Now is the time to spread pre-emergants (corn gluten meal) to prevent the germination of weed seeds which have been lying in wait.
What does it do?
Prevents dormant small weed and herb seeds from germinating. Can also help prevent grubs from reproducing.
When to use:
Apply before the soil reaches 55 degrees. The best time is usually mid-March to mid-April. If the yellow forsythias are blooming, it is too late.
Tips and benefits:
- As it breaks down it provides nitrogen to the foliage of the surrounding plants and grass.
- People and pet safe
- Natural bi-product, non-chemical
- For best results lightly water in the corn gluten meal after application.
- Apply corn-gluten meal with hand or walking spreader.

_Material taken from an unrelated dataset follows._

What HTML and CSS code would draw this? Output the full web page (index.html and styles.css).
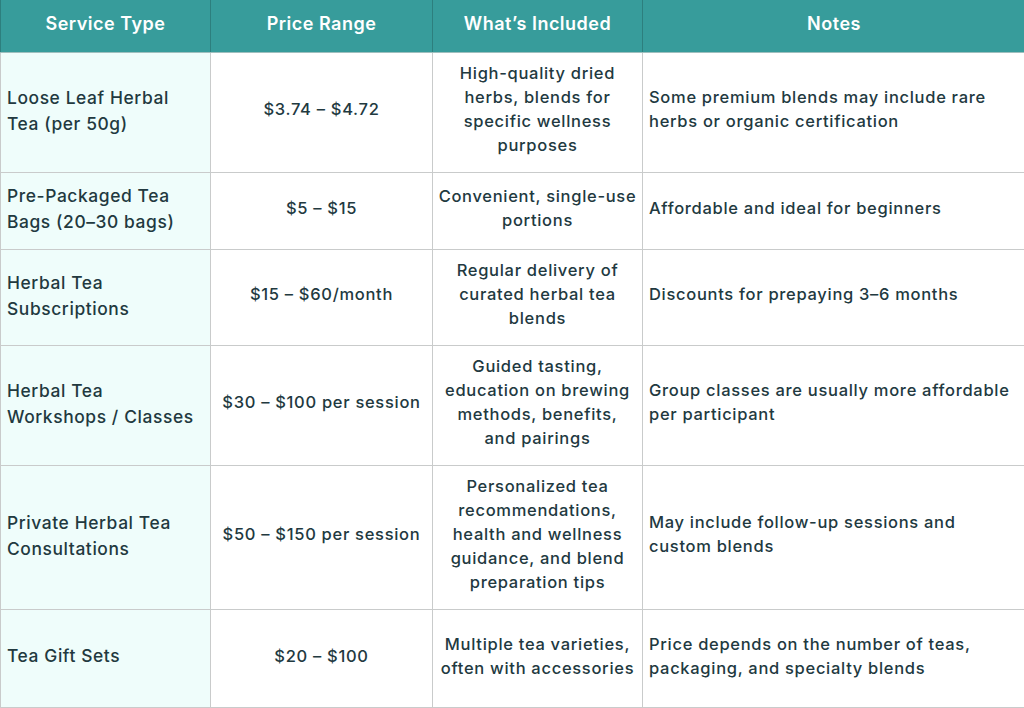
FILE: index.html
```html
<!DOCTYPE html>
<html lang="en">
<head>
<meta charset="utf-8">
<title>Herbal Tea Services</title>
<link rel="stylesheet" href="styles.css">
</head>
<body>
<table class="tea-table">
  <colgroup>
    <col class="c1"><col class="c2"><col class="c3"><col class="c4">
  </colgroup>
  <thead>
    <tr>
      <th>Service Type</th>
      <th>Price Range</th>
      <th>What’s Included</th>
      <th>Notes</th>
    </tr>
  </thead>
  <tbody>
    <tr>
      <td class="svc">Loose Leaf Herbal<br>Tea (per 50g)</td>
      <td class="ctr">$3.74 – $4.72</td>
      <td class="ctr">High-quality dried<br>herbs, blends for<br>specific wellness<br>purposes</td>
      <td>Some premium blends may include rare<br>herbs or organic certification</td>
    </tr>
    <tr>
      <td class="svc">Pre-Packaged Tea<br>Bags (20–30 bags)</td>
      <td class="ctr">$5 – $15</td>
      <td class="ctr">Convenient, single-use<br>portions</td>
      <td>Affordable and ideal for beginners</td>
    </tr>
    <tr>
      <td class="svc">Herbal Tea<br>Subscriptions</td>
      <td class="ctr">$15 – $60/month</td>
      <td class="ctr">Regular delivery of<br>curated herbal tea<br>blends</td>
      <td>Discounts for prepaying 3–6 months</td>
    </tr>
    <tr>
      <td class="svc">Herbal Tea<br>Workshops / Classes</td>
      <td class="ctr">$30 – $100 per session</td>
      <td class="ctr">Guided tasting,<br>education on brewing<br>methods, benefits,<br>and pairings</td>
      <td>Group classes are usually more affordable<br>per participant</td>
    </tr>
    <tr>
      <td class="svc">Private Herbal Tea<br>Consultations</td>
      <td class="ctr">$50 – $150 per session</td>
      <td class="ctr">Personalized tea<br>recommendations,<br>health and wellness<br>guidance, and blend<br>preparation tips</td>
      <td>May include follow-up sessions and<br>custom blends</td>
    </tr>
    <tr class="last">
      <td class="svc">Tea Gift Sets</td>
      <td class="ctr">$20 – $100</td>
      <td class="ctr">Multiple tea varieties,<br>often with accessories</td>
      <td>Price depends on the number of teas,<br>packaging, and specialty blends</td>
    </tr>
  </tbody>
</table>
</body>
</html>
```

FILE: styles.css
```css
html, body {
  margin: 0;
  padding: 0;
  background: #ffffff;
}
.tea-table {
  width: 1025px;
  table-layout: fixed;
  border-collapse: collapse;
  font-family: "Inter", "Liberation Sans", sans-serif;
  font-weight: 500;
  color: #22393f;
}
.c1 { width: 210px; }
.c2 { width: 222px; }
.c3 { width: 210px; }
.c4 { width: 383px; }

.tea-table th {
  background: #379c9b;
  color: #ffffff;
  font-weight: 600;
  font-size: 18px;
  letter-spacing: 0.5px;
  height: 47px;
  padding: 0 4px 5px;
  text-align: center;
  border-left: 1px solid #2d7f7e;
  border-right: 1px solid #2d7f7e;
  border-bottom: 1px solid #9fbfbe;
}
.tea-table td {
  border: 1px solid #c9cbcb;
  padding: 8px 6px 15px;
  font-size: 16.5px;
  letter-spacing: 0.7px;
  line-height: 24px;
  vertical-align: middle;
  text-align: left;
}
.tea-table td.ctr {
  text-align: center;
  padding-left: 2px;
  padding-right: 2px;
}
.tea-table td.svc {
  background: #effdfb;
  font-size: 17.4px;
  letter-spacing: 0.6px;
  line-height: 26px;
  padding-top: 10px;
  padding-bottom: 14px;
}
.tea-table tr.last td {
  height: 67px;
  padding-top: 12px;
  padding-bottom: 18px;
}
```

- Wait to plant grass seed for at least four weeks after application
Now is ALSO the time to spread Milky Spore (organic) or Grub-X (chemical) to prevent the transformation of grass root eating grubs into rose and flower eating Japanese Beetles.
-Milky Spore Powder is a One Time application using only one teaspoonful every 4 feet in a checker board pattern on your lawn, or use the Lawn and Garden Dispenser
• Apply anytime the ground is not frozen
• Ten year performance guarantee on the Japanese Beetle Grub (can last up to twenty years)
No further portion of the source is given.